Now in the Toolbar, we select Data, Data Analysis Package, Histogram. The input interval is the first column of data, the pocket interval is column 2, here we put a check mark in the label because there are headers for each of the columns, and let’s put the output interval O1. We got the corresponding frequencies. This is the second method for calculating frequencies for the selected intervals. To display the chart, of course, do not forget to check the box Output Chart. Please note that the resulting histogram is absolutely identical to the histogram constructed using chart insertion, only here we already have the axes and the chart name given.
It is also possible to construct a chart of relative and accumulated frequencies. To do this, we also go to Insert – Charts. Here you must choose accordingly a range of other data, that is, if we take the relative frequencies, it’s a range from D2 to D8, if you want to take the accumulated frequencies, these are E2 and E8. So to do this, we select the data range for the chart E1, E8, then we change the range of axes B2, B8 and change the number, that is, the values D2, D8, then we click OK. So, we get the following chart (see the video), where the blue graph is a graph of the accumulated frequencies, and the red graph is a graph related to relative frequencies. If we want to change the graph relative to frequencies, here it is represented as a polygon, and we want to represent it as a histogram, we right-click and select Change Chart Type.
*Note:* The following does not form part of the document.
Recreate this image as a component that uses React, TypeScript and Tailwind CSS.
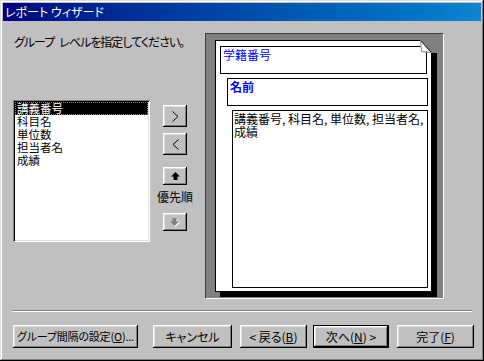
import React from 'react';

const font = "font-['MS_UI_Gothic','Noto_Sans_CJK_JP',sans-serif] [font-feature-settings:'palt']";

const raised =
  'shadow-[inset_-1px_-1px_0_#000,inset_1px_1px_0_#fff,inset_-2px_-2px_0_#808080,inset_2px_2px_0_#dfdfdf]';
const sunken =
  'shadow-[inset_1px_1px_0_#808080,inset_-1px_-1px_0_#fff,inset_2px_2px_0_#000,inset_-2px_-2px_0_#dfdfdf]';

const fields = ['講義番号', '科目名', '単位数', '担当者名', '成績'];

function Btn({
  w,
  children,
  isDefault = false,
  size = 'text-[12px]',
}: {
  w: string;
  children: React.ReactNode;
  isDefault?: boolean;
  size?: string;
}) {
  const label = <span className="whitespace-nowrap">{children}</span>;
  if (isDefault) {
    return (
      <div className={`${w} h-[23px] border border-black bg-[#c0c0c0]`}>
        <div className={`flex h-full items-center justify-center ${size} leading-none text-black ${raised}`}>
          {label}
        </div>
      </div>
    );
  }
  return (
    <div className={`${w} flex h-[23px] items-center justify-center bg-[#c0c0c0] ${size} leading-none text-black ${raised}`}>
      {label}
    </div>
  );
}

function ArrowBtn({ h, children }: { h: string; children: React.ReactNode }) {
  return (
    <div className={`flex w-[24px] ${h} items-center justify-center bg-[#c0c0c0] ${raised}`}>{children}</div>
  );
}

export default function App() {
  return (
    <div
      className={`flex h-[361px] w-[484px] flex-col bg-[#c0c0c0] p-[3px] ${font} shadow-[inset_-1px_-1px_0_#000,inset_1px_1px_0_#dfdfdf,inset_-2px_-2px_0_#808080,inset_2px_2px_0_#fff]`}
    >
      <div className="h-[18px] bg-linear-to-r from-[#000080] to-[#1084d0] pl-[2px] text-[12px] leading-[18px] text-white">
        レポート ウィザード
      </div>

      <div className="flex pl-[10px] pt-[12px]">
        <div className="w-[192px]">
          <div className="mt-[2px] h-[14px] whitespace-nowrap pl-[1px] text-[12px] leading-[14px] tracking-[-1px] text-black">
            グループ<span className="ml-[5px]">レベルを指定してください。</span>
          </div>
          <div className="mt-[51px] flex">
            <div className={`h-[142px] w-[137px] bg-white p-[2px] ${sunken}`}>
              {fields.map((f, i) => (
                <div
                  key={f}
                  className={`h-[13px] pl-[2px] text-[11.5px] leading-[13px] ${
                    i === 0 ? 'bg-black text-white outline-1 outline-dotted outline-offset-[-1px] outline-[#808080]' : 'text-black'
                  }`}
                >
                  {f}
                </div>
              ))}
            </div>
            <div className="ml-[13px] flex w-[24px] flex-col">
              <div className="mt-[5px]">
                <ArrowBtn h="h-[22px]">
                  <svg width="7" height="11" viewBox="0 0 7 11">
                    <polyline points="0.5,0.5 6,5.5 0.5,10.5" fill="none" stroke="#000" strokeWidth="1" />
                  </svg>
                </ArrowBtn>
              </div>
              <div className="mt-[6px]">
                <ArrowBtn h="h-[22px]">
                  <svg width="7" height="11" viewBox="0 0 7 11">
                    <polyline points="6.5,0.5 1,5.5 6.5,10.5" fill="none" stroke="#000" strokeWidth="1" />
                  </svg>
                </ArrowBtn>
              </div>
              <div className="mt-[12px]">
                <ArrowBtn h="h-[18px]">
                  <svg width="9" height="8" viewBox="0 0 9 8">
                    <polygon points="4.5,0 9,4.5 6.5,4.5 6.5,8 2.5,8 2.5,4.5 0,4.5" fill="#000" />
                  </svg>
                </ArrowBtn>
              </div>
              <div className="mt-[5px] flex h-[14px] justify-center whitespace-nowrap text-[12px] leading-[14px] text-black">
                優先順
              </div>
              <div className="mt-[9px]">
                <ArrowBtn h="h-[18px]">
                  <svg width="10" height="9" viewBox="0 0 10 9">
                    <polygon points="5.5,9 10,4.5 7.5,4.5 7.5,1 3.5,1 3.5,4.5 1,4.5" fill="#fff" />
                    <polygon points="4.5,8 9,3.5 6.5,3.5 6.5,0 2.5,0 2.5,3.5 0,3.5" fill="#808080" />
                  </svg>
                </ArrowBtn>
              </div>
            </div>
          </div>
        </div>

        <div className="h-[266px] w-[239px] border border-t-[#404040] border-l-[#404040] border-b-white border-r-white bg-[#808080] pl-[9px] pt-[6px]">
          <div className="relative h-[252px] w-[217px] border border-black bg-white shadow-[5px_5px_0_#000]">
            <svg className="absolute -right-[6px] -top-[1px]" width="17" height="13" viewBox="0 0 17 13">
              <polygon points="0,0 17,0 17,13 11,13 11,12" fill="#808080" />
              <polygon points="0,0 1,11 11,12" fill="#fff" />
              <polyline points="0.5,0.5 11,12" fill="none" stroke="#000" strokeWidth="1" />
              <polyline points="0.5,0.5 1.5,11.5 11,12.5" fill="none" stroke="#808080" strokeWidth="1" />
            </svg>
            <div className="ml-[4px] mt-[5px] h-[28px] w-[207px] border border-black pl-[2px] pt-[1px] text-[12px] leading-[13px] text-[#0000ff]">
              学籍番号
            </div>
            <div className="ml-[11px] mt-[4px] h-[28px] w-[201px] border border-black pl-[2px] pt-[1px] text-[12px] font-bold leading-[13px] text-[#0000ff]">
              名前
            </div>
            <div className="ml-[16px] mt-[4px] h-[178px] w-[196px] whitespace-nowrap border border-black pl-[1px] pt-[1px] text-[12px] leading-[13px] text-black">
              講義番号, 科目名, 単位数, 担当者名,
              <br />
              成績
            </div>
          </div>
        </div>
      </div>

      <div className="ml-[9px] mt-[11px] h-[2px] w-[460px] border-t border-b border-t-[#808080] border-b-white" />

      <div className="ml-[10px] mt-[13px] flex">
        <Btn w="w-[125px]" size="text-[11px] tracking-[-0.2px]">
          グループ間隔の設定(<span className="underline">O</span>)...
        </Btn>
        <div className="ml-[15px]">
          <Btn w="w-[79px]">キャンセル</Btn>
        </div>
        <div className="ml-[8px]">
          <Btn w="w-[67px]">
            &lt; 戻る(<span className="underline">B</span>)
          </Btn>
        </div>
        <div className="ml-[6px]">
          <Btn w="w-[76px]" isDefault>
            次へ(<span className="underline">N</span>) &gt;
          </Btn>
        </div>
        <div className="ml-[8px]">
          <Btn w="w-[77px]">
            完了(<span className="underline">F</span>)
          </Btn>
        </div>
      </div>
    </div>
  );
}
By changing the chart type, we select histograms, then, respectively, we have the histogram corresponding to relative frequencies instead of the polygon.
Here are some tasks for you to solve.
Task 1. In an elementary school, in one of the grades, the following data were obtained on the weight of boys: 21.8; 24; 21.8; 20; 21.8; 20; 19.3; 20.8; 19.3; 23.8; 20; 24; 20; 19.3; 20; 21.8; 20.8; 20.8; 23.8; 23.8; 20; 20.8; 24; 24.5; 23.8; 23.8; 20.8; 20; 24; 24; 24.5; 19.3; 20.8; 20; 20.8; 24.5; 20; 20. The task is to build the sample distribution function, to build a polygon.
Task 2. The results of measuring the height of randomly selected 100 students are presented in the form of a data table. Height in cm.: 154-158, 158-162, 162-166, 166-170, 170-174, 174-178, 178-182. The number of students: 10, 14, 26, 28, 12, 8, 2, respectively. The task is to build a histogram.
I wish you would find a successful solution. Thank you for your attention!